Argentina
Nel conurbano bonaerense le campagne politiche non si discutono più nelle piazze, nei bar d’angolo o nei programmi di gossip televisivi. Ora si decidono nel campo più democratico che ci sia: il cassonetto di macerie.
La carovana presidenziale di Javier Milei percorreva Lomas de Zamora tra applausi e fischi, quando all’improvviso, come in un reality show dal vivo, hanno cominciato a piovere pietre, calcinacci e resti di piastrelle rotte ancora con l’etichetta “Made in San Justo”. Il Presidente, la sorella Karina, José Luis Espert e Sebastián Pareja hanno vissuto così una versione remixata di “Pioggia di stelle”, ma senza Raphael e con meno glamour.
Il fuoristrada, che non è esattamente la Batmobile, ha dovuto accelerare come in “Fast & Furious: Edizione Libertaria”, mentre la scorta presidenziale cercava di decidere se proteggere il capo di Stato o nascondersi sotto il sedile. Testimoni affermano che alcuni agenti sembravano più interessati a calcolare il valore delle macerie da rivendere su Mercado Libre.
I libertari hanno denunciato che si trattava di militanti peronisti travestiti da muratori indignati. Dall’altra parte assicurano che è stata pura coincidenza: “Il cassonetto era lì, invitante, e beh… a volte la tentazione è forte”.
Il risultato: Milei illeso, la camionetta ammaccata e il quartiere innervosito che ora si vanta di aver inventato la “scuola argentina di marketing politico con pietra inclusa”.

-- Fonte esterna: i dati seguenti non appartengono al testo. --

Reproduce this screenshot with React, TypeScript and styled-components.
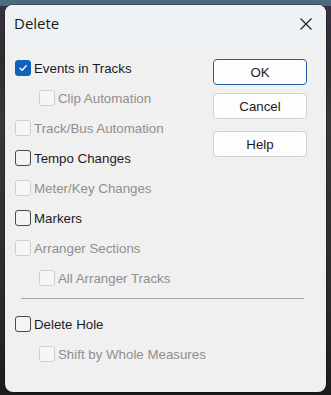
import React from "react";
import styled, { createGlobalStyle } from "styled-components";

const Global = createGlobalStyle`
  html, body { margin: 0; padding: 0; }
  body {
    width: 331px;
    height: 395px;
    overflow: hidden;
    background:
      linear-gradient(to bottom, #4b6a7d 0px, #4b6a7d 6px, transparent 6px),
      linear-gradient(to bottom, #3a3046 0px, #2e2e33 60px, #383838 120px, #2b2b2b 300px, #1c1c1c 395px);
    font-family: "Liberation Sans", Arial, sans-serif;
    font-weight: 400;
  }
`;

const Dialog = styled.div`
  margin: 5px;
  width: 321px;
  height: 387px;
  border-radius: 8px;
  background: #f0f0f0;
  overflow: hidden;
  display: flex;
  flex-direction: column;
  box-shadow: 0 0 0 1px rgba(0, 0, 0, 0.25);
`;

const TitleBar = styled.div`
  height: 40px;
  flex: none;
  display: flex;
  align-items: center;
  justify-content: space-between;
  padding: 0 14px 0 9px;
  background: #eef2f4;
`;

const Title = styled.div`
  font-family: "Open Sans", "Noto Sans", sans-serif;
  font-size: 15px;
  color: #1a1a1a;
  margin-top: -4px;
`;

const Close = styled.svg`
  width: 12px;
  height: 12px;
  margin-top: -3px;
`;

const Content = styled.div`
  padding: 8px 19px 0 10px;
  display: flex;
  flex-direction: column;
`;

const Top = styled.div`
  display: flex;
  justify-content: space-between;
  align-items: flex-start;
`;

const List = styled.div`
  display: flex;
  flex-direction: column;
`;

const Row = styled.div<{ $indent?: boolean }>`
  height: 30px;
  display: flex;
  align-items: center;
  gap: 3px;
  padding-left: ${(p) => (p.$indent ? 24 : 0)}px;
  font-size: 13.3px;
  font-weight: 400;
`;

const Box = styled.span<{ $checked?: boolean; $disabled?: boolean }>`
  width: 16px;
  height: 16px;
  box-sizing: border-box;
  border-radius: 3px;
  display: flex;
  align-items: center;
  justify-content: center;
  border: 1px solid
    ${(p) => (p.$checked ? "#0f62b8" : p.$disabled ? "#cfcfcf" : "#4a4a4a")};
  background: ${(p) => (p.$checked ? "#0f62b8" : p.$disabled ? "#f6f6f6" : "#f4f4f4")};
`;

const Label = styled.span<{ $disabled?: boolean }>`
  color: ${(p) => (p.$disabled ? "#8f8f8f" : "#1c1c1c")};
`;

const Buttons = styled.div`
  display: flex;
  flex-direction: column;
  margin-top: 6px;
`;

const Button = styled.div<{ $default?: boolean; $gap?: number }>`
  width: 94px;
  height: 26px;
  box-sizing: border-box;
  margin-top: ${(p) => p.$gap ?? 0}px;
  border-radius: 4px;
  background: #fdfdfd;
  border: ${(p) => (p.$default ? "1.5px solid #1d5f9c" : "1px solid #d2d2d2")};
  display: flex;
  align-items: center;
  justify-content: center;
  font-size: 13.3px;
  font-weight: 400;
  color: #1c1c1c;
`;

const Separator = styled.div`
  height: 1px;
  background: #a6a6a6;
  margin: 5px 3px 10px 6px;
`;

const Check = () => (
  <svg width="10" height="10" viewBox="0 0 10 10">
    <path d="M2 5.2 L4.2 7.3 L8.2 2.8" fill="none" stroke="#fff" strokeWidth="1.3" strokeLinecap="round" strokeLinejoin="round" />
  </svg>
);

type Item = { label: string; checked?: boolean; disabled?: boolean; indent?: boolean };

const CheckRow = ({ label, checked, disabled, indent }: Item) => (
  <Row $indent={indent}>
    <Box $checked={checked} $disabled={disabled}>{checked && <Check />}</Box>
    <Label $disabled={disabled}>{label}</Label>
  </Row>
);

const items: Item[] = [
  { label: "Events in Tracks", checked: true },
  { label: "Clip Automation", disabled: true, indent: true },
  { label: "Track/Bus Automation", disabled: true },
  { label: "Tempo Changes" },
  { label: "Meter/Key Changes", disabled: true },
  { label: "Markers" },
  { label: "Arranger Sections", disabled: true },
  { label: "All Arranger Tracks", disabled: true, indent: true },
];

export default function App() {
  return (
    <>
      <Global />
      <Dialog>
        <TitleBar>
          <Title>Delete</Title>
          <Close viewBox="0 0 12 12">
            <path d="M0.5 0.5 L11.5 11.5 M11.5 0.5 L0.5 11.5" stroke="#1a1a1a" strokeWidth="1.1" />
          </Close>
        </TitleBar>
        <Content>
          <Top>
            <List>
              {items.map((it) => (
                <CheckRow key={it.label} {...it} />
              ))}
            </List>
            <Buttons>
              <Button $default>OK</Button>
              <Button $gap={8}>Cancel</Button>
              <Button $gap={12}>Help</Button>
            </Buttons>
          </Top>
          <Separator />
          <List>
            <CheckRow label="Delete Hole" />
            <CheckRow label="Shift by Whole Measures" disabled indent />
          </List>
        </Content>
      </Dialog>
    </>
  );
}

A Junín ci avevano già provato la settimana scorsa con una prova generale; a Lomas de Zamora hanno perfezionato la coreografia. Tutto indica che, di questo passo, il prossimo comizio elettorale non avrà bisogno di un palco, bensì di un bunker in cemento armato con barbecue e catering per gli ospiti.
E come se non mancasse nulla in questo copione tragicomico, ci scrive un legale dalla memoria lunga e dalla penna affilata:
“Si è potuto accertare che non si tratta di un fenomeno spontaneo, bensì vi è stata la partecipazione del comune locale, presieduto da un kirchnerista ed eseguita da altri noti dirigenti di quell’organizzazione.
Considerando che il terrorismo è l’uso sistematico della violenza o della minaccia di violenza, spesso attraverso atti criminali, per intimidire una popolazione e costringere governi o organizzazioni ad agire o ad astenersi dall’agire per raggiungere obiettivi politici, ideologici o religiosi, il governo potrebbe benissimo ottenere una dichiarazione giudiziaria secondo cui quella frazione del peronismo è, come tutti sanno, un’organizzazione terroristica che prosegue la politica dei gruppi che insanguinarono il paese negli anni ’70.
Tale dichiarazione significherebbe che qualsiasi persona, per il solo fatto di far parte di organizzazioni come La Cámpora, Barrios de Pie, ecc., possa essere considerata terrorista ai sensi della legge e sottoposta alle pene previste per quel reato.
Allo stesso modo, coloro che lo promuovano o che facciano apologia di questo tipo di crimini.
In Italia ci furono le Brigate Rosse. Qui avemmo l’ERP, i Montoneros e i loro alleati. E alcuni anziani, quelli nelle carceri e quelli che siamo fuori, non dimentichiamo quel passato che ora ritorna”.
Un finale che, tra la satira del “cassonetto” e la memoria tragica degli anni Settanta, ricorda che la linea tra politica, violenza e giustizia in Argentina rimane sottile, scivolosa e, talvolta, sanguinante.